Simulations of magneto-acoustic pulsations in atmospheres of rapidly oscillating Ap stars

TL;DR

This paper presents 2-D non-linear magneto-hydrodynamical simulations that replicate observed pulsational behaviors in rapidly oscillating Ap stars, revealing the influence of atmospheric structure and magnetic fields on wave propagation.

Contribution

It introduces the first comprehensive 2-D simulations of magneto-acoustic pulsations in roAp star atmospheres, incorporating realistic stratification and magnetic effects.

Findings

Simulations reproduce key observed pulsation features.

Density inversion at the photosphere significantly affects pulsation depth dependence.

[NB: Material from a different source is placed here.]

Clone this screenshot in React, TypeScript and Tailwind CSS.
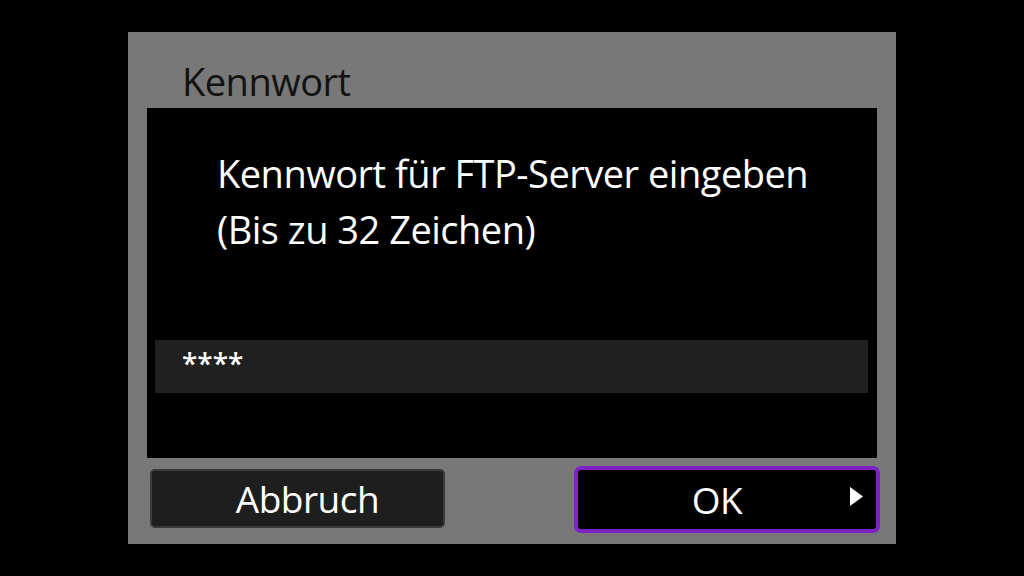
import React from "react";

export default function App() {
  const font = { fontFamily: '"Open Sans", "Noto Sans", sans-serif' };
  return (
    <div className="w-[1024px] h-[576px] bg-black flex items-center justify-center" style={font}>
      <div className="w-[768px] h-[512px] bg-[#787878] flex flex-col">
        <div className="h-[76px] pl-[54px] pt-[24px] text-[38px] leading-[50px] text-[#121212] tracking-[-0.5px]">
          Kennwort
        </div>
        <div className="mx-[19px] h-[350px] bg-black flex flex-col">
          <div className="pl-[70px] pt-[37px] text-white text-[38px] leading-[56px] tracking-[-0.5px]">
            <div>Kennwort für FTP-Server eingeben</div>
            <div>(Bis zu 32 Zeichen)</div>
          </div>
          <div className="mt-auto mb-[65px] ml-[8px] mr-[9px] h-[53px] bg-[#202020] flex items-start pl-[27px]">
            <span className="text-white text-[28px] leading-none mt-[9px] font-semibold">****</span>
          </div>
        </div>
        <div className="flex-1 flex justify-between pl-[22px] pr-[16px]">
          <div className="mt-[11px] w-[295px] h-[59px] bg-[#1e1e1e] border-2 border-[#3a3a3a] rounded-[5px] flex items-center justify-center pl-[20px] text-white text-[37px] tracking-[-0.5px]">
            Abbruch
          </div>
          <div className="relative mt-[8px] w-[306px] h-[67px] bg-black border-4 border-[#7d22c4] rounded-[7px] flex items-center justify-center pr-[20px] text-white text-[37px] tracking-[-0.5px]">
            OK
            <svg className="absolute right-[13px] top-[17px]" width="13" height="19" viewBox="0 0 13 19">
              <polygon points="0,0 13,9.5 0,19" fill="white" />
            </svg>
          </div>
        </div>
      </div>
    </div>
  );
}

Magnetic fields influence wave reflection and node formation.

Abstract

Rapidly oscillating Ap stars exhibit an astrophysically interesting combination of strong, dipolar-like magnetic fields and high-overtone p-mode pulsations similar to the Sun. Recent time-resolved spectroscopy of these stars unravelled a complex picture of propagating magneto-acoustic pulsation waves, with amplitude and phase strongly changing as a function of atmospheric height. To interpret these observations and gain a new insight into the atmospheric dynamics of roAp stars we have carried out 2-D time-dependent, non-linear magneto-hydrodynamical simulations of waves for a realistic atmospheric stratification of a cool Ap star. We explore a grid of simulations in a wide parameter space, treating oscillations of the velocity, magnetic field and thermodynamic quantities in a self-consistent manner. Our simulations foster a new understanding of the influence of the atmosphere and the magnetic field on the propagation and reflection properties of magneto-acoustic waves, formation of node surfaces, and relative variation of different quantities. Our simulations reproduce all main features of the observed pulsational behavior of roAp stars. We show, for the first time, that the overall depth dependence of the pulsations in roAp atmospheres is strongly influenced by the density inversion at the photospheric base.